Hocus Pocus
- First edition hardcover
- Author: Kurt Vonnegut
- Language: English
- Genre: Novel
- Publisher: Putnam Publishing Group
- Publication date: 1990
- Publication place: United States
- Media type: Print (hardcover & paperback)
- Pages: 302
- ISBN: 0-399-13799-8

= Hocus Pocus (novel) =

1990 novel by Kurt Vonnegut

Hocus Pocus, or What's the Hurry, Son? is a 1990 novel by Kurt Vonnegut.

==Plot summary==
In an editor's note at the beginning of the book, Vonnegut claims to have found hundreds of scraps of paper of varying sizes, from wrapping paper to business cards, sequentially numbered by their author to form a narrative. The breaks between pieces of paper often signal a sort of ironic "punchline".

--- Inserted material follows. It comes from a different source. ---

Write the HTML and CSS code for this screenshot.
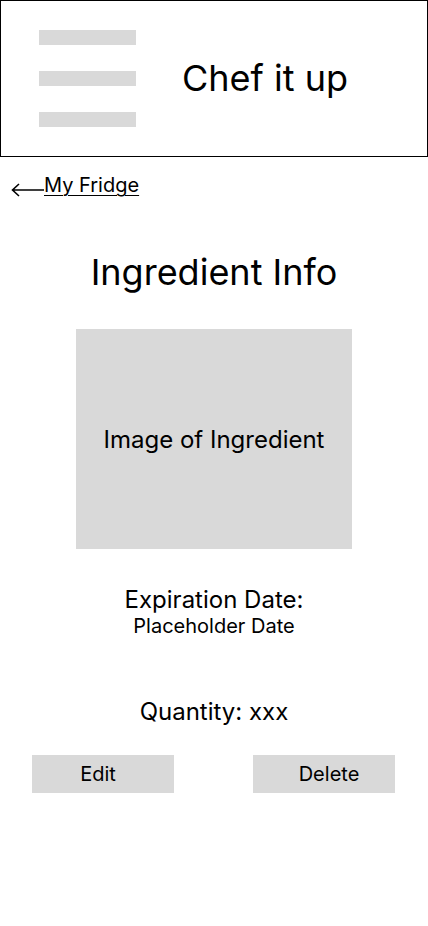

The main character is Eugene Debs Hartke, a Vietnam War veteran and carillonneur who realizes that he has killed exactly as many people as the number of women he has had sex with. The character's name is a homage to American labor and political leader Eugene V. Debs and anti-war senator Vance Hartke, both from Vonnegut's home state, Indiana. Upon his discharge from the military, Hartke becomes a professor at Tarkington College in the Finger Lakes region of upstate New York, but is later fired for sexual misconduct.

Hartke then becomes a teacher at a private prison in the nearby town of Athena, New York. The prison is run by a Japanese corporation and overseen by Hartke's occasional acquaintance, Hiroshi Matsumoto. The prison is populated entirely by black inmates, America having been resegregated by both race and class. Hartke sets about teaching the inmates how to read.

After a massive prison break, the escaped inmates occupy Tarkington College and take the staff hostage. With the old prison destroyed in the breakout, Tarkington becomes a prison with Hartke as its warden. When it becomes known that the breakout was led by one of his former students, Hartke is accused of collaboration and ends up as an inmate himself.

Upon completion of the riddle on the final page, Eugene's number of sexual partners and confirmed kills is found to be 82.

==Film adaptation==
In March 2021, Uri Singer acquired the rights to adapt the novel into a film.

==Analysis==
The motif of the inhabitants of Tralfamadore influencing human history, here in a work of fiction within the story, recurs from Vonnegut's previous work The Sirens of Titan (1959). The title of the fictional story is "The Protocols of the Elders of Tralfamadore", a reference to The Protocols of the Elders of Zion. Robert M. Philmus concludes that the author of the fictional story, not named in the text, is intended to be recurring Vonnegut character Kilgore Trout. Kirkus Reviews called the presence of a brief reference to Tralfamadore "standard Vonnegut".